AUSTIN (KXAN) — Texas is starting to reopen after shuttering the economy during the coronavirus pandemic. Here’s a look at what will open and when in the Lone Star State. As of right now, everything below is assumed to be at 25 percent capacity unless otherwise stated.
- Youth sports – games can resume. One parent can attend and must practice social distancing.
- Summer school, including in-school instruction, in-person programs, and virtual programs that require teachers to be use school facilities. In-person schooling must be optional for students.
- Professional sports – no fans allowed. Leagues must submit requests for approval to the Department of State Health Services
- Youth sports – practicing can resume. One parent can attend and must practice social distancing.
- Graduation – outdoor, in-person ceremonies may take place in any county. From May 15 to May 29, in-person graduations may only take place in a rural county with fewer than six COVID-19 cases as described in the Governor’s Report on April 27. Virtual and vehicle-based ceremonies are currently allowed statewide.
- Bingo halls
- Bowling alleys
- Horse racing and simulcast horse racing
- Natural caverns
- Restaurants – 50% capacity, up from 25%
- Skating rinks
Reopened May 18
- Child care centers, including for non-essential workers. Capacity limited based on number of overall caregivers and children. (See Page 6 of attachment.)

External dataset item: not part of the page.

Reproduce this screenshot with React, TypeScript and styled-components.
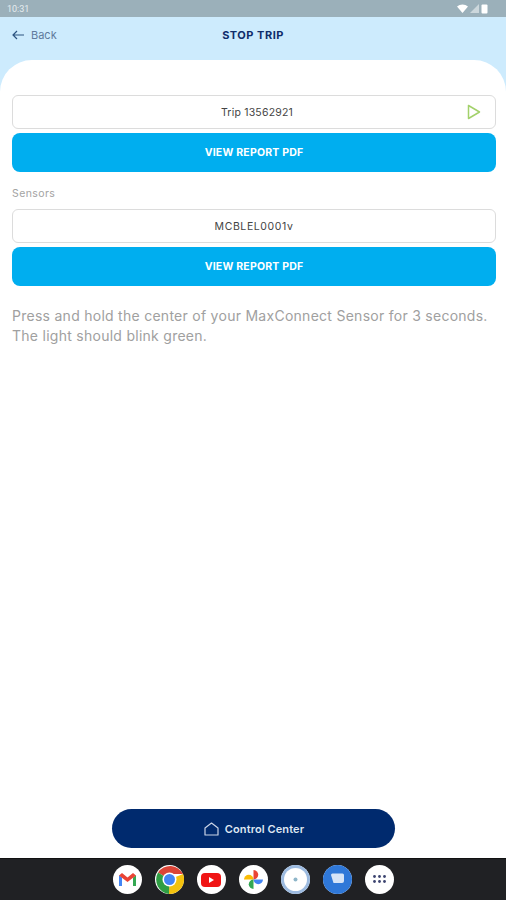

- Gyms and exercise facilities
- Massage establishments and all personal care and beauty services not previously authorized
- Office buildings, including non-essential employers
- Youth clubs, including but not limited to Boy Scouts, Girl Scouts, and FFA – no more than 10 people at any time
Allowed to reopen prior to May 18
- Beaches, lakes and rivers
- Doctor’s offices
- Golf courses
- Hair salons and barber shops
- Malls – food courts, play areas and interactive displays must remain closed
- Movie theaters
- Nail salons
- Outdoor sports with no more than four people
- Retail stores
- Tanning salons
- Swimming pools
- Wedding venues and wedding reception venues
Just because things are allowed to reopen does not mean they have reopened. For example, the City of Austin has not yet reopened public swimming pools or city libraries.